One mechanic that I loved was the scattered benches, one in almost every chapter, where you could sit and take a moment.  When I first came upon a bench in the convent in the first chapter and saw the option to "Sit," I passed it up thinking that this was going to be similar to every other game where your character sits and then you can rotate the camera around them, but this is not the case in INDIKA.  Instead, while Indika sits, the camera moves to different static locations throughout the area for the chapter you're currently playing.  The camera takes different angles to show the area in cinematic shots that you wouldn't be able to reach or achieve through regularly playing the game.  And the world is still moving and "living" during these shots, with your companion Ilya futzing with a wagon, or wind and snow blowing through pine trees.  I wasn't able to determine if there was a more significant meaning behind the shots and the locations, but I just simply took it as a moment to rest and take in the story up until that point.  I put together a compilation video of most of the shots throughout the game last week to help illustrate the world of INDIKA.

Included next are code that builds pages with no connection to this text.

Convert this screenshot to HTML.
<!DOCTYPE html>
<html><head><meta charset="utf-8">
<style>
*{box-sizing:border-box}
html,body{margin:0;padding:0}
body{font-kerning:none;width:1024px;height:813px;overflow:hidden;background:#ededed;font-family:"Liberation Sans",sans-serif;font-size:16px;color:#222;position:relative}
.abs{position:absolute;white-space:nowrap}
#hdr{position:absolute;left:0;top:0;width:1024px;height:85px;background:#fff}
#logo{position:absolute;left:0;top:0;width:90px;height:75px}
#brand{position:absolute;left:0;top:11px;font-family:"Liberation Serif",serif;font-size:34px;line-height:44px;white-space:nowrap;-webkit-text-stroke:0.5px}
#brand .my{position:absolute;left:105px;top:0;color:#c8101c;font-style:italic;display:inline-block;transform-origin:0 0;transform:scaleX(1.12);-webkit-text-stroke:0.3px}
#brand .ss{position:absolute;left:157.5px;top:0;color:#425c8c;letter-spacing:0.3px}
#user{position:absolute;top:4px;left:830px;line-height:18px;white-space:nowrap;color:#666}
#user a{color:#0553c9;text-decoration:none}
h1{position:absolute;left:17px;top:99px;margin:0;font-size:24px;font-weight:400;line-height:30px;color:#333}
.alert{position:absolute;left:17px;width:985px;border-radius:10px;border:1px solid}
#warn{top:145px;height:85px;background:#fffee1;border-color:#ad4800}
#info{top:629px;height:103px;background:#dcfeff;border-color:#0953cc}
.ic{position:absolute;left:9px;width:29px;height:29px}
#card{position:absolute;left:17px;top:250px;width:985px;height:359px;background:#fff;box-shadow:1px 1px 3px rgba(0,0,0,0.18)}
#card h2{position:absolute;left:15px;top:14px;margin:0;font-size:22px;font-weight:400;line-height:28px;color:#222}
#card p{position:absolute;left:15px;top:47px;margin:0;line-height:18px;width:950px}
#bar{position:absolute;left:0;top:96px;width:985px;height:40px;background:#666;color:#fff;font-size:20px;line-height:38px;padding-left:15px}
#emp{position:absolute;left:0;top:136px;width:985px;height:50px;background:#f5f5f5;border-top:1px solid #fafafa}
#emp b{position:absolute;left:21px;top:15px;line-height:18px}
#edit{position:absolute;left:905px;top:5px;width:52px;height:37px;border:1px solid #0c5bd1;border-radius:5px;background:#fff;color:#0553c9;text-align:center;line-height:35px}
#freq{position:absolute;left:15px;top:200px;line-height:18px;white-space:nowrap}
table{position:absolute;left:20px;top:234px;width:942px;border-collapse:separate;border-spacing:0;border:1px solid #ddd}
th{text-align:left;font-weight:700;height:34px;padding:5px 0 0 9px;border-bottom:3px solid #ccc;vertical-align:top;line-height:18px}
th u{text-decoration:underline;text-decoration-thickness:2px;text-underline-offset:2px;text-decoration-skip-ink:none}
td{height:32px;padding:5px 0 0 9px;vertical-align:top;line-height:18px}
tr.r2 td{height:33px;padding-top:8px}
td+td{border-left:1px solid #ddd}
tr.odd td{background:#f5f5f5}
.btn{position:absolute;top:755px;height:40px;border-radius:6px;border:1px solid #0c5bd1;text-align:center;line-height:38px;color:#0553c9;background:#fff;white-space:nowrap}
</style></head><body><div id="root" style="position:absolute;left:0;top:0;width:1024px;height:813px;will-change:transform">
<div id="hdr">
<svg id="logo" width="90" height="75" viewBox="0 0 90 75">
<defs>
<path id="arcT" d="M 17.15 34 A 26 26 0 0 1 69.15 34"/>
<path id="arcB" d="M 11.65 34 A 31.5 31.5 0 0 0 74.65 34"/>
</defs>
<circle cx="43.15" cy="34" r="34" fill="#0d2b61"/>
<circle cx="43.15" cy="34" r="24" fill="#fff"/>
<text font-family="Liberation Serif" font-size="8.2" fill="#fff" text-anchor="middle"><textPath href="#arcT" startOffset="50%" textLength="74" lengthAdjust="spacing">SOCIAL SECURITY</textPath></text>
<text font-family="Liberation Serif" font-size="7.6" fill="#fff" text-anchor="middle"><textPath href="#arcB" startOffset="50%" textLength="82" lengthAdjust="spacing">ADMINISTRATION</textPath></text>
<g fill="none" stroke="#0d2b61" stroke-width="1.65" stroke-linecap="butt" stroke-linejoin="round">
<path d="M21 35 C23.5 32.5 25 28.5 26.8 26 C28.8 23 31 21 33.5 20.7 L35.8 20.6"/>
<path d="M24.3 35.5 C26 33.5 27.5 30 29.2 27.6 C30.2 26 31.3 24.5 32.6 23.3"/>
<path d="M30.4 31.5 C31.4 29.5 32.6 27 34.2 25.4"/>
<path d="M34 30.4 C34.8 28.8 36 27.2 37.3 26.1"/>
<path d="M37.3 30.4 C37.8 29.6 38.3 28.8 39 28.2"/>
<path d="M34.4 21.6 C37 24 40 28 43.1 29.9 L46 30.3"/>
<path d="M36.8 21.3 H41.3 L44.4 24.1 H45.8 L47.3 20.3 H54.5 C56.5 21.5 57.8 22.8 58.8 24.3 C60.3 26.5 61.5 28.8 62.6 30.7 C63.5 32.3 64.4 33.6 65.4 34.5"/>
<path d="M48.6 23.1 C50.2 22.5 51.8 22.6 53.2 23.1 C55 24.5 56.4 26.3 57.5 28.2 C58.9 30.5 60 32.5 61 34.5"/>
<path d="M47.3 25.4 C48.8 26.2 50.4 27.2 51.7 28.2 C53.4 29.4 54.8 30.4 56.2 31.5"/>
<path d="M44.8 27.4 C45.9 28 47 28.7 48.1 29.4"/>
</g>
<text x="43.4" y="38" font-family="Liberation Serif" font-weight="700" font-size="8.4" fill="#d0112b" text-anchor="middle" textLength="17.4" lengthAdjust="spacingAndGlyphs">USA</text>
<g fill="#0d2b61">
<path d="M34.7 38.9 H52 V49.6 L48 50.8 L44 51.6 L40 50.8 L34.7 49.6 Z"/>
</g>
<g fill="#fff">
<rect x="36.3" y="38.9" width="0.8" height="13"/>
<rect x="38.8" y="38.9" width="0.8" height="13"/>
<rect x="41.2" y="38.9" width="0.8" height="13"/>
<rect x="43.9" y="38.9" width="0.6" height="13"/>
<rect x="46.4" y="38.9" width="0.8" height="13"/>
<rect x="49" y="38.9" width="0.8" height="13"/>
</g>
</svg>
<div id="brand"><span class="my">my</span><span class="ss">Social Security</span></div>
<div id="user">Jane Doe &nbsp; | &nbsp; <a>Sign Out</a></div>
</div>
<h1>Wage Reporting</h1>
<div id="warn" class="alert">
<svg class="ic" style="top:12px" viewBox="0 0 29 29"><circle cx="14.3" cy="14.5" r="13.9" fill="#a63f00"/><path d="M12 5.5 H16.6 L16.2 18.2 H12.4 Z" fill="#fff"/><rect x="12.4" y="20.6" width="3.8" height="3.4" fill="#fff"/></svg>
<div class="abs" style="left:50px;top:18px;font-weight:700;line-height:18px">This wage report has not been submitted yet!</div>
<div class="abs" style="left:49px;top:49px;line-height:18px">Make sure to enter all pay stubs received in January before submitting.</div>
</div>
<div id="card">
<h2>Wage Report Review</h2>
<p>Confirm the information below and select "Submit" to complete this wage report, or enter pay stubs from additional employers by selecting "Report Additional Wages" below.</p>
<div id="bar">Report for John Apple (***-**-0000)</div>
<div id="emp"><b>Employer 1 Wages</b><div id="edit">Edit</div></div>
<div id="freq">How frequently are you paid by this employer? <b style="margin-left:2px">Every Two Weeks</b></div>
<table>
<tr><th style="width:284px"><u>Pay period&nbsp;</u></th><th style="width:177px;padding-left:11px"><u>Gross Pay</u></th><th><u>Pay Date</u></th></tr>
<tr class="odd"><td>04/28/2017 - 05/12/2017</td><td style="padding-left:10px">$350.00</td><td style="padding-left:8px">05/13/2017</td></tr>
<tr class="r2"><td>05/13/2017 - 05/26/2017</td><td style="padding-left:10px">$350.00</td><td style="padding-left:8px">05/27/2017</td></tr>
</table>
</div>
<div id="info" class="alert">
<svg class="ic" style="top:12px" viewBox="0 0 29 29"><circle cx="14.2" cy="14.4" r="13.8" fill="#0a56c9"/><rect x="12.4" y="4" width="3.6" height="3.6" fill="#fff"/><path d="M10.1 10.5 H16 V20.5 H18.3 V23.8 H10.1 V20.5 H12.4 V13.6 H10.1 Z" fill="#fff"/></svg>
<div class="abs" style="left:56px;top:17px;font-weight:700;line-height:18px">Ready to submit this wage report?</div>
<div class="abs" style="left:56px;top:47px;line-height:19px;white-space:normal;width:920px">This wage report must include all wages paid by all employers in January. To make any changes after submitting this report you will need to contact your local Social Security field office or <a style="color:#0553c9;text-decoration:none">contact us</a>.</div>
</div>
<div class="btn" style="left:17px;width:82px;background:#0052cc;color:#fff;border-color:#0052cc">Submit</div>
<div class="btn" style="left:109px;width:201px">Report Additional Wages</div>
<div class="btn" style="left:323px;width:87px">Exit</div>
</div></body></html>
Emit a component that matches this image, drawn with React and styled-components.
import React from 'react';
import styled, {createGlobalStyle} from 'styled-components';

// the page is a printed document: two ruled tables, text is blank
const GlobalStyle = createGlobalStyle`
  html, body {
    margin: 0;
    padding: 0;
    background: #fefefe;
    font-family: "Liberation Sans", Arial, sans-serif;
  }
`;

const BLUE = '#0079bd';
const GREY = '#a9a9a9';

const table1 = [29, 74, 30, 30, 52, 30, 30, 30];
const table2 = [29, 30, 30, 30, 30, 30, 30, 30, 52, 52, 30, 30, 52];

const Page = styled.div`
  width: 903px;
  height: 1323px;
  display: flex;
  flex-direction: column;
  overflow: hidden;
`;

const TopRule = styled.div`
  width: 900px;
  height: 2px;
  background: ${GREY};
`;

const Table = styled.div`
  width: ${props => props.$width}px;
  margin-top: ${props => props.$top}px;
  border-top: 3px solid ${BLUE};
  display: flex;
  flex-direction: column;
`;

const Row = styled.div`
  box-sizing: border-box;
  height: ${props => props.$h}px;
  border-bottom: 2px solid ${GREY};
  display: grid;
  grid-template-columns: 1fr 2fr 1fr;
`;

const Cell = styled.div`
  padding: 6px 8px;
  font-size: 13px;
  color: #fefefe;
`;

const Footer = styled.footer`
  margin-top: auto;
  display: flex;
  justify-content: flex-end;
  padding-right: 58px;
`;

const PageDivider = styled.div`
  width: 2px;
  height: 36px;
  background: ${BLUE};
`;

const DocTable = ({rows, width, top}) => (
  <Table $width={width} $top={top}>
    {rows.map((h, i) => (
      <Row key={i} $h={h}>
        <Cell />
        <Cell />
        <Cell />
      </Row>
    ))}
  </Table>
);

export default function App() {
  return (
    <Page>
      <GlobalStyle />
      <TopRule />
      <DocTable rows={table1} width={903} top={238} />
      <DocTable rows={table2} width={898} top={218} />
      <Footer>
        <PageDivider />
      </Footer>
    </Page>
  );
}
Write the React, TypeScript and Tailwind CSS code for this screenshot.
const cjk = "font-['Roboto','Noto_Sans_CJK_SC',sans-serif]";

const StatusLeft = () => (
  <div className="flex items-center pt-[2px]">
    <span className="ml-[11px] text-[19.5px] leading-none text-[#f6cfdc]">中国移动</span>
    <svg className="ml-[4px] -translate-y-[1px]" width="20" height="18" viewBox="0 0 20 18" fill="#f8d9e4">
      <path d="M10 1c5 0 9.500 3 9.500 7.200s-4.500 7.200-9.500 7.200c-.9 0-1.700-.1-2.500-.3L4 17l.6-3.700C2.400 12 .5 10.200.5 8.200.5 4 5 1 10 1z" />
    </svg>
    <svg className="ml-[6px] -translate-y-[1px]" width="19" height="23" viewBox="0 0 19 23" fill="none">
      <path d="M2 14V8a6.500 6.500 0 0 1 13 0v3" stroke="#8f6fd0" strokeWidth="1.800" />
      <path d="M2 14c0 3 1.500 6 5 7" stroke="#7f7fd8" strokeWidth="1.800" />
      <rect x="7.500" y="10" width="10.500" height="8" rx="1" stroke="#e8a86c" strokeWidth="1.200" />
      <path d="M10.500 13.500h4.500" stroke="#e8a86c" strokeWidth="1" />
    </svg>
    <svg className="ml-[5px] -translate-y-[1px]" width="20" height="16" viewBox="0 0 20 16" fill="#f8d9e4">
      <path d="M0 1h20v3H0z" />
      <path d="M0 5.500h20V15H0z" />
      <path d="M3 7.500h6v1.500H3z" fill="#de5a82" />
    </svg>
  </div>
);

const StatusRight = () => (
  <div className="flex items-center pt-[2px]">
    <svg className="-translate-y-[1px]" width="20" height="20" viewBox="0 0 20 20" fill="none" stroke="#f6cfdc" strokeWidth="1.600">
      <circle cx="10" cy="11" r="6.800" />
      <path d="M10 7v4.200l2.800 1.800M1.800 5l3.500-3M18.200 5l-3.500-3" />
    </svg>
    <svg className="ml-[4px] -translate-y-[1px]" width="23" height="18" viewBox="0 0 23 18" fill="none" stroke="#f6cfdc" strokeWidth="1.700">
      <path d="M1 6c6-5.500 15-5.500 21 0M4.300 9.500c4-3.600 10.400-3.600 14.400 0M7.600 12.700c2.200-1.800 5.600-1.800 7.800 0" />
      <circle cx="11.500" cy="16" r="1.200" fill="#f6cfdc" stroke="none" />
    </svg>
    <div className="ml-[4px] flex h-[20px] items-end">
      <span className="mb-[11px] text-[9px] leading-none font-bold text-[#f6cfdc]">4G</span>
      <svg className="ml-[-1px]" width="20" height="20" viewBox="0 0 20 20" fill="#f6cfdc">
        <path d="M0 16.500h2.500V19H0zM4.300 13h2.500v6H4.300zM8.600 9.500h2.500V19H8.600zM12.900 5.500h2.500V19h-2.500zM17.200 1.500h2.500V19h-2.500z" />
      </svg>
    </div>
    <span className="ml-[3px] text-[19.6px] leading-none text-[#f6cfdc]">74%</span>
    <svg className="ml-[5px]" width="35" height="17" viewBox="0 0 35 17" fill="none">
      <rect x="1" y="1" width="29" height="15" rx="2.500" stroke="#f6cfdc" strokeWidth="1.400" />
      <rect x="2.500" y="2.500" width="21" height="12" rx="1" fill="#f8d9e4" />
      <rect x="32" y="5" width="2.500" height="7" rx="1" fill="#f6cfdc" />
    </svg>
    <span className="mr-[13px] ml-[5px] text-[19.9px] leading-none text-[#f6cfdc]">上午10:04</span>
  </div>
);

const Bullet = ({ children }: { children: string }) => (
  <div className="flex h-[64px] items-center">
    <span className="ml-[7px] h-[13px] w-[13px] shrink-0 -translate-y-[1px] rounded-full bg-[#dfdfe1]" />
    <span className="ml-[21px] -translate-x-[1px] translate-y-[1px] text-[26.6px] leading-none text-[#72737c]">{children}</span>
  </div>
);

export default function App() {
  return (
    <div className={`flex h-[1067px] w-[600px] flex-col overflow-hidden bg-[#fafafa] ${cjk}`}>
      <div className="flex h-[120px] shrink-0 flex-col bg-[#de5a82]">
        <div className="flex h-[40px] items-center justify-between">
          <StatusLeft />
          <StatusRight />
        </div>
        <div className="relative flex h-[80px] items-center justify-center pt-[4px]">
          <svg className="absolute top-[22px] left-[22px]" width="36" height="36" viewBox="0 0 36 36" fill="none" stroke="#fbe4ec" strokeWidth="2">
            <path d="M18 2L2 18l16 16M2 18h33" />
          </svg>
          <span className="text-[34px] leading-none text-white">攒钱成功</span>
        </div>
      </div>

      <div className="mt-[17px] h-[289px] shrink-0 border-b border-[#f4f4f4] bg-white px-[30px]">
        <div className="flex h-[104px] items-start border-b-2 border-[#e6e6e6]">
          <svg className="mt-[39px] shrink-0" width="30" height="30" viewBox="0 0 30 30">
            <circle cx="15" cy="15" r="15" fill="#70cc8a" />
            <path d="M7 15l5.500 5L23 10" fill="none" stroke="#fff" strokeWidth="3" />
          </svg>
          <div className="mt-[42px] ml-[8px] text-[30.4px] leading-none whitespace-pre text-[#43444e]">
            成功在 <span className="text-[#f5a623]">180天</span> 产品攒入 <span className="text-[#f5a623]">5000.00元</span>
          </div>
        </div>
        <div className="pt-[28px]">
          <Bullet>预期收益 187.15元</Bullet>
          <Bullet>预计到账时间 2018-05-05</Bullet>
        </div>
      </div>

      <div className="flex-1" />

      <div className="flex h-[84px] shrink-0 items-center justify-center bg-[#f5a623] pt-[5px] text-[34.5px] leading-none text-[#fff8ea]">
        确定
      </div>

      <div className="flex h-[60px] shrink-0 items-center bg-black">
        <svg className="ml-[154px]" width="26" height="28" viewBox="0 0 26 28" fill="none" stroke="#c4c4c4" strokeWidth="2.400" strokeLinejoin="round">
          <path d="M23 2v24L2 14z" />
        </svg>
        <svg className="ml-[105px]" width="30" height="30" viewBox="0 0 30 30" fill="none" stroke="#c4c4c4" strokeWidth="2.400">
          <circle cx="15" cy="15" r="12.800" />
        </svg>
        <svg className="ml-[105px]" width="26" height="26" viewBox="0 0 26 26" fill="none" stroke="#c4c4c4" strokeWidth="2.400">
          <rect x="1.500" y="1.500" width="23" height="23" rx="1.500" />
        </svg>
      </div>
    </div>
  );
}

There is plenty that we have not discussed in INDIKA in terms of gameplay, environmental storytelling, and puzzles, but those aspects are tied to the game's themes and messages on religion.  We did hint a little bit on that in regards to the area distorting/praying puzzles, but we will revisit those as well as the overarching topic of religion in Friday's article.  Trying to fit that nicely into everything else felt odd and a bit shoehorned.  We will also discuss (a bit) the ending of the game and what that point/counter is in the upper left corner of the screen.  The takeaway from today is that INDIKA is a gorgeously developed and directed game with an emphasis on telling a compelling character-driven story while still making this a traditional modern video game.  There is an eye for cinematography not often seen in indie games that I appreciated in both the actual gameplay and the cinematics.

INDIKA is a fun game, but also a great experience in video game narrative storytelling, one that I will hopefully be able to successfully expand upon come Friday.